La fête de saint Maurice et de ses compagnons martyrs est devenue une mémoire en 1694, quand fut inscrite au calendrier, en ce même jour, la fête de saint Thomas de Villeneuve. Voici la traduction du texte de la Passion anonyme, qui date vraisemblablement de la fin du Ve siècle, selon l’édition critique d’Eric Chevalley.

PASSION DES SAINTS QUI FURENT MARTYRISÉS À AGAUNE LE 22 SEPTEMBRE 286 (ou 287)

Dioclétien autrefois maître de l'Etat romain, après avoir été élevé à la domination du monde entier et se rendant compte que, partout, l'audace de quelques-uns agitait les provinces, associa à son pouvoir ou plutôt à son fardeau son compagnon d'armes de toujours, Hercule Maximien, qu'il nomma César. Il lui confia la mission de se rendre en Gaule combattre Amandus et Aelianus qui, en prenant le nom de Bagaudes, avaient fomenté une révolte servile.

Il renforça son armée en lui attribuant la Légion Thébaine, composée de soldats d'origine orientale. Cette légion, selon le modèle des anciens Romains, comptait six mille six cents hommes valeureux et instruits au métier des armes. Ces hommes avaient donc reçu la foi chrétienne dans la tradition orientale et, pour eux, leur engagement sacré était plus important que la bravoure et tous les exploits guerriers.

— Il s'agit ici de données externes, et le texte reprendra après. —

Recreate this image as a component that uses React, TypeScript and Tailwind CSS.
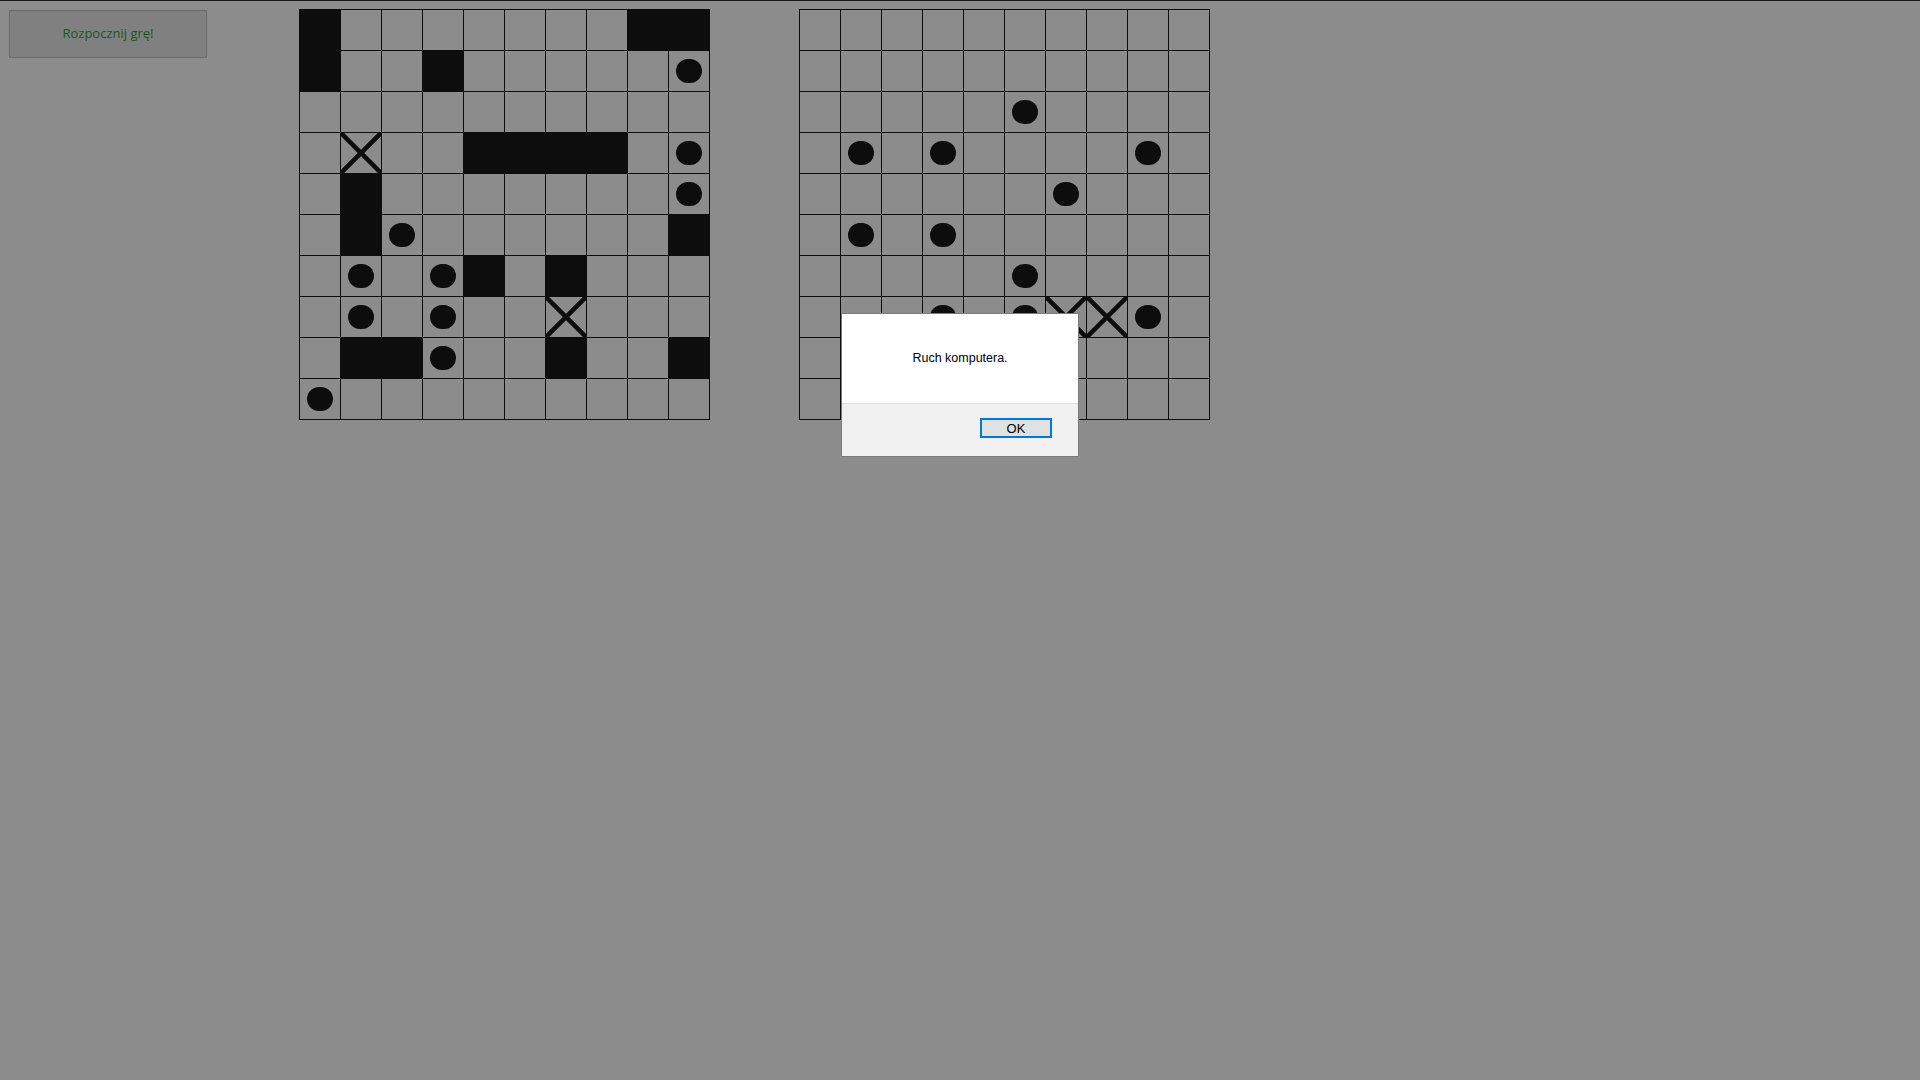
import React from "react";

type Cell = "" | "S" | "O" | "X";

// S = statek (czarne pole), O = pudło, X = trafienie
const parse = (rows: string[]): Cell[][] =>
  rows.map((r) => r.split("").map((c) => (c === "." ? "" : (c as Cell))));

const playerBoard = parse([
  "S.......SS",
  "S..S.....O",
  "..........",
  ".X..SSSS.O",
  ".S.......O",
  ".SO......S",
  ".O.OS.S...",
  ".O.O..X...",
  ".SSO..S..S",
  "O.........",
]);

const computerBoard = parse([
  "..........",
  "..........",
  ".....O....",
  ".O.O....O.",
  "......O...",
  ".O.O......",
  ".....O....",
  "...O.OXXO.",
  "..........",
  "..........",
]);

const Board: React.FC<{ data: Cell[][] }> = ({ data }) => {
  return (
    <div className="border-l border-t border-[#0d0d0d] w-[411px]">
      {data.map((row, y) => (
        <div key={y} className="flex">
          {row.map((cell, x) => (
            <div
              key={x}
              className={
                "relative w-[41px] h-[41px] border-r border-b border-[#0d0d0d] flex items-center justify-center " +
                (cell === "S" ? "bg-[#0d0d0d]" : "")
              }
            >
              {cell === "O" && <div className="w-[26px] h-[24px] rounded-full bg-[#0d0d0d]" />}
              {cell === "X" && (
                <svg className="absolute left-0 top-0" width="40" height="40" viewBox="0 0 40 40">
                  <line x1="0" y1="0" x2="40" y2="40" stroke="#0d0d0d" strokeWidth="4.5" />
                  <line x1="40" y1="0" x2="0" y2="40" stroke="#0d0d0d" strokeWidth="4.5" />
                </svg>
              )}
            </div>
          ))}
        </div>
      ))}
    </div>
  );
};

export default function App() {
  return (
    <div className="relative min-h-screen w-full bg-[#8c8c8c] border-t border-[#1a1a1a] overflow-hidden">
      <div className="flex items-start pt-[8px] pl-[9px]">
        <button className="mt-[1px] w-[198px] h-[48px] bg-[#808080] border border-[#6a6a6a] text-[#1d561d] text-[13px] font-['Open_Sans',sans-serif]">
          Rozpocznij grę!
        </button>
        <div className="ml-[92px]">
          <Board data={playerBoard} />
        </div>
        <div className="ml-[89px]">
          <Board data={computerBoard} />
        </div>
      </div>

      <div className="absolute left-[841px] top-[312px] w-[238px] h-[144px] border border-[#7a7a7a] bg-white flex flex-col font-['Liberation_Sans',Arial,sans-serif]">
        <div className="h-[89px] flex items-center justify-center text-[12.5px] text-black">
          Ruch komputera.
        </div>
        <div className="flex-1 bg-[#f0f0f0] border-t border-[#dfdfdf] flex justify-end pt-[14px] pr-[26px]">
          <button className="w-[72px] h-[20px] bg-[#e1e1e1] border-2 border-[#0078d7] text-[13px] leading-none text-black">
            OK
          </button>
        </div>
      </div>
    </div>
  );
}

Maximien César était certes apte à la guerre de par son expérience du métier de soldat, mais sa toute particulière dévotion aux idoles et sa brutalité l'avaient amené à entacher d'une excessive cruauté la rigueur qui incombe au général en chef

Se rendant en toute hâte en Gaule, il parvint au pied des Alpes Pennines.

Au sortir d'un parcours escarpé et sauvage, qui franchit la route des Alpes voit subitement s'offrir à ses yeux la riante douceur d'une plaine régulière. A cet endroit, on a bâti une ville qui reçut le nom d'Octodure; tout alentour, s'étendent des prairies arrosées par des ruisseaux ou des champs fertiles et surtout, un peu plus loin, on aperçoit le cours du Rhône.

Une fois donc les Alpes franchies, Maximien César vint à Octodure et, dans l'intention d'y offrir un sacrifice à ses idoles, ordonna que l'armée s'y rassemblât; il avait notifié à ses hommes l'ordre abominable de prêter serment, sur les autels consacrés aux démons, de s'engager à combattre sans faillir la multitude des Bagaudes. Dès que la Légion Thébaine en eut connaissance, dépassant la ville d'Octodure, elle se rendit précipitamment en un lieu qui s'appelle Agaune, dans l'espoir que les douze milles la séparant d'Octodure lui éviteraient l'obligation de commettre un sacrilège.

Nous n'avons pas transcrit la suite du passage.